“Es una ley eterna que todo hombre que tiene poder tiende a abusar de él y va hasta que encuentra límites”.
(Montesquieu)
Los constitucionalistas profesionales y aficionados que andan explicándole a Petro los procedimientos establecidos para convocar una asamblea constituyente, se asemejan a un transeúnte que, ante el asaltante callejero, que quiere despojarlo violentamente de su propiedad, en lugar de enfrentarlo, se pone a explicarle que el robo es un pecado, para la ley divina, y un delito, para la humana, y que, a largo plazo, siempre es mejor el intercambio voluntario que el despojo para hacerse a la propiedad de los otros. Antes de que el desdichado transeúnte haya concluido su prolija explicación habrá recibido una expedita puñalada.

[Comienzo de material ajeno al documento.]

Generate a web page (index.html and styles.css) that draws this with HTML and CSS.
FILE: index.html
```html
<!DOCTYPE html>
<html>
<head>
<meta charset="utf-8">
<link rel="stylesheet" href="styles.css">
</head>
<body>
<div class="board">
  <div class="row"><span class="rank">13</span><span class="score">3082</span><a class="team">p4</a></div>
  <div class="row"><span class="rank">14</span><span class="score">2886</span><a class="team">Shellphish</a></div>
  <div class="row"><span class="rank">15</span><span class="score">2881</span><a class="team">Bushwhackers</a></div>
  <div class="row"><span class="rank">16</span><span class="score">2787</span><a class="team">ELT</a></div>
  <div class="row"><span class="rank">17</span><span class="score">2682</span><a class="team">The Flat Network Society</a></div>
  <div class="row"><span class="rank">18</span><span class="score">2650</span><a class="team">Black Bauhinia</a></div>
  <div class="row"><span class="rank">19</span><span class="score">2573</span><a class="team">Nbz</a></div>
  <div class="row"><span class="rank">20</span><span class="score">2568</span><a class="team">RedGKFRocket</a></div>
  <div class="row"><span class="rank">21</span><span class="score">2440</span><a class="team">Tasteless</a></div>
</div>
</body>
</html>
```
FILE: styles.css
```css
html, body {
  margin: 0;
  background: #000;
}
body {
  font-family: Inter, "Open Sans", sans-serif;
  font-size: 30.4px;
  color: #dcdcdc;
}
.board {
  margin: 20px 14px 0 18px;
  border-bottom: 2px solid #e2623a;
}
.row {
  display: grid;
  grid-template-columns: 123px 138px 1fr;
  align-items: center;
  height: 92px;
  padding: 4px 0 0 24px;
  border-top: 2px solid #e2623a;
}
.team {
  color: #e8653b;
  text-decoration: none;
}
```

Petro sabe muy bien cuál es el procedimiento constitucional para convocar la asamblea constituyente y sabe también que por ese procedimiento no logrará una hecha a su medida. Sabe que para convocar su asamblea de bolsillo precisa de un procedimiento al margen de la constitución o, incluso, violentamente anticonstitucional. En la historia de todos los países y en la de Colombia en particular abundan los ejemplos de transformaciones constitucionales de esa índole.
La constituyente de la que salió la constitución de 1991 fue convocada por decreto del ejecutivo que, supuestamente, seguía el mandato de los votos de la séptima papeleta que nunca se contaron. Los jueces de la Corte Suprema de Justicia validaron un decreto abiertamente violatorio de constitución que habían jurado defender, abriendo el camino a la convocatoria de una asamblea constituyente que finalmente resultó elegida por poco más de 25% del censo electoral.

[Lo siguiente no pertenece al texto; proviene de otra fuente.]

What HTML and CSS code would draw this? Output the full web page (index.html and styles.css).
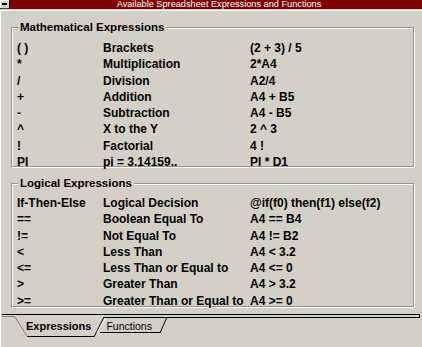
FILE: index.html
```html
<!DOCTYPE html>
<html>
<head>
<meta charset="utf-8">
<title>Available Spreadsheet Expressions and Functions</title>
<link rel="stylesheet" href="styles.css">
</head>
<body>
<div class="window">
  <div class="titlebar">
    <div class="sysmenu"><span class="dash"></span></div>
    <div class="title">Available Spreadsheet Expressions and Functions</div>
  </div>
  <div class="client">
    <fieldset class="group group-math">
      <legend>Mathematical Expressions</legend>
      <div class="rows">
        <span>( )</span><span>Brackets</span><span>(2 + 3) / 5</span>
        <span>*</span><span>Multiplication</span><span>2*A4</span>
        <span>/</span><span>Division</span><span>A2/4</span>
        <span>+</span><span>Addition</span><span>A4 + B5</span>
        <span>-</span><span>Subtraction</span><span>A4 - B5</span>
        <span>^</span><span>X to the Y</span><span>2 ^ 3</span>
        <span>!</span><span>Factorial</span><span>4 !</span>
        <span>PI</span><span>pi = 3.14159..</span><span>PI * D1</span>
      </div>
    </fieldset>
    <fieldset class="group group-logic">
      <legend>Logical Expressions</legend>
      <div class="rows">
        <span>If-Then-Else</span><span>Logical Decision</span><span>@if(f0) then(f1) else(f2)</span>
        <span>==</span><span>Boolean Equal To</span><span>A4 == B4</span>
        <span>!=</span><span>Not Equal To</span><span>A4 != B2</span>
        <span>&lt;</span><span>Less Than</span><span>A4 &lt; 3.2</span>
        <span>&lt;=</span><span>Less Than or Equal to</span><span>A4 &lt;= 0</span>
        <span>&gt;</span><span>Greater Than</span><span>A4 &gt; 3.2</span>
        <span>&gt;=</span><span>Greater Than or Equal to</span><span>A4 &gt;= 0</span>
      </div>
    </fieldset>
    <div class="tabstrip">
      <svg class="tabshape" viewBox="1 314 421 33" width="421" height="33" aria-hidden="true">
        <g fill="none" stroke-width="1">
          <path d="M2 314.5H419.5V318" stroke="#000"/>
          <path d="M104 317.5H419" stroke="#000"/>
          <path d="M2 316.5H15" stroke="#8c8270"/>
          <path d="M15 317L27 336" stroke="#8c8270"/>
          <path d="M27 336.5H94" stroke="#000"/>
          <path d="M94 337L104 317" stroke="#000"/>
          <path d="M97 333L105.5 318" stroke="#fff"/>
          <path d="M100 332.5H160" stroke="#000"/>
          <path d="M160 333L167 317" stroke="#000"/>
        </g>
      </svg>
      <span class="tab tab-active">Expressions</span>
      <span class="tab tab-inactive">Functions</span>
    </div>
  </div>
</div>
</body>
</html>
```
FILE: styles.css
```css
* {
  box-sizing: border-box;
}

html,
body {
  margin: 0;
  padding: 0;
  background: #d4d0c8;
}

body {
  font-family: "Liberation Sans", Arial, sans-serif;
  color: #000;
}

.window {
  width: 422px;
  height: 347px;
  overflow: hidden;
  background: #d4d0c8;
}

.titlebar {
  height: 9px;
  background: #800000;
  display: flex;
}

.sysmenu {
  width: 10px;
  height: 9px;
  background: #d4d0c8;
  border-right: 1px solid #000;
  border-bottom: 1px solid #404040;
  box-shadow: inset 1px 1px 0 #fff;
  display: flex;
  align-items: center;
  justify-content: center;
}

.dash {
  width: 5px;
  height: 2px;
  background: #000;
}

.title {
  flex: 1;
  text-align: center;
  color: #fff;
  font-size: 9.2px;
  line-height: 9px;
  padding-left: 6px;
  white-space: nowrap;
}

.client {
  margin-top: 1px;
  height: 337px;
  border-top: 1px solid #fff;
  border-left: 1px solid #fff;
}

.group {
  margin: 9px 0 0 10px;
  width: 403px;
  min-width: 0;
  padding: 6px 0 0 5px;
  border: 1px solid #9d927b;
  box-shadow: 1px 1px 0 #fff, inset 1px 1px 0 #fff;
}

.group-math {
  height: 147px;
}

.group-logic {
  height: 131px;
  padding-top: 5px;
}

.group legend {
  margin-left: 1px;
  padding: 0 2px;
  font-size: 11.5px;
  font-weight: bold;
  line-height: 14px;
  background: #d4d0c8;
}

.rows {
  display: grid;
  grid-template-columns: 86px 147px auto;
  grid-auto-rows: 16.25px;
  font-size: 12px;
  font-weight: bold;
  line-height: 16.25px;
  white-space: nowrap;
}

.tabstrip {
  position: relative;
  margin-top: 7px;
  width: 421px;
  height: 33px;
  display: flex;
  align-items: flex-start;
  padding: 5px 0 0 25px;
}

.tabshape {
  position: absolute;
  left: 0;
  top: 0;
  display: block;
}

.tab {
  position: relative;
  font-size: 11px;
  line-height: 14px;
  white-space: nowrap;
}

.tab-active {
  font-weight: bold;
}

.tab-inactive {
  font-size: 10.5px;
  margin-left: 15px;
}
```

Su antecesora, la de 1886 o constitución de Núñez y Caro, sustituyó la de 1863 o de Rionegro, la cual, dejó de existir en la batalla de La Humareda, en cuyas llamas, al decir de Núñez, se quemaron sus “páginas manchadas”. A su turno, la de Rionegro se impuso al final de una guerra civil de tres años en la que el general rebelde Tomás Cipriano de Mosquera derrotó al gobierno legítimo de Mariano Ospina Pérez, acabando al mismo tiempo con la constitución de 1858 o de la Confederación Granadina. Evidentemente, la constitución de Cúcuta de 1821 fue posible por el triunfo militar de la causa independentista.
Gustavo Francisco Petro Urrego, directamente o por intermedio de sus alfiles, viene amenazando con procedimientos al margen de la constitución para convocar su constituyente. En sus erráticos recorridos por la periferia del país ante sus auditorios móviles anuncia la realización de asambleas populares que podrían dar desarrollo a lo acordado con el ELN en las conversaciones de Caracas. Por otro lado, sus serviles “juristas”, Leyva y Montealegre, ambientan procedimientos pseudo legales, supuestamente amparados por el acuerdo de La Habana; al tiempo que uno sus alfiles más propensos a la violencia, el senador Wilson Arias, llama a las FARC y al ELN a defender al presidente a quien la oligarquía no deja gobernar.
No se debe olvidar que Petro – militancia que reivindica con descarado orgullo – fue miembro del M -19, el movimiento que quiso doblegar violentamente al gobierno constitucional con la toma del Palacio de Justicia el 6 de noviembre de 1985. Además, la totalidad de partidos del Pacto Histórico hacen parte del Foro de Sao Paulo, organización creada por Fidel Castro y Lula de Silva en 1990 para implantar el socialismo en América Latina.
Así pues, hay que entender que ningún lloriqueo recordándole la constitución y el estado de derecho le hará cambiar. Petro y sus partidarios solo se detendrán si la sociedad, es decir, los partidos políticos, los gremios económicos, las organizaciones civiles no partidistas y todos los ciudadanos amantes de la libertad se movilizan y muestran su determinación de ponerle límites a sus pretensiones.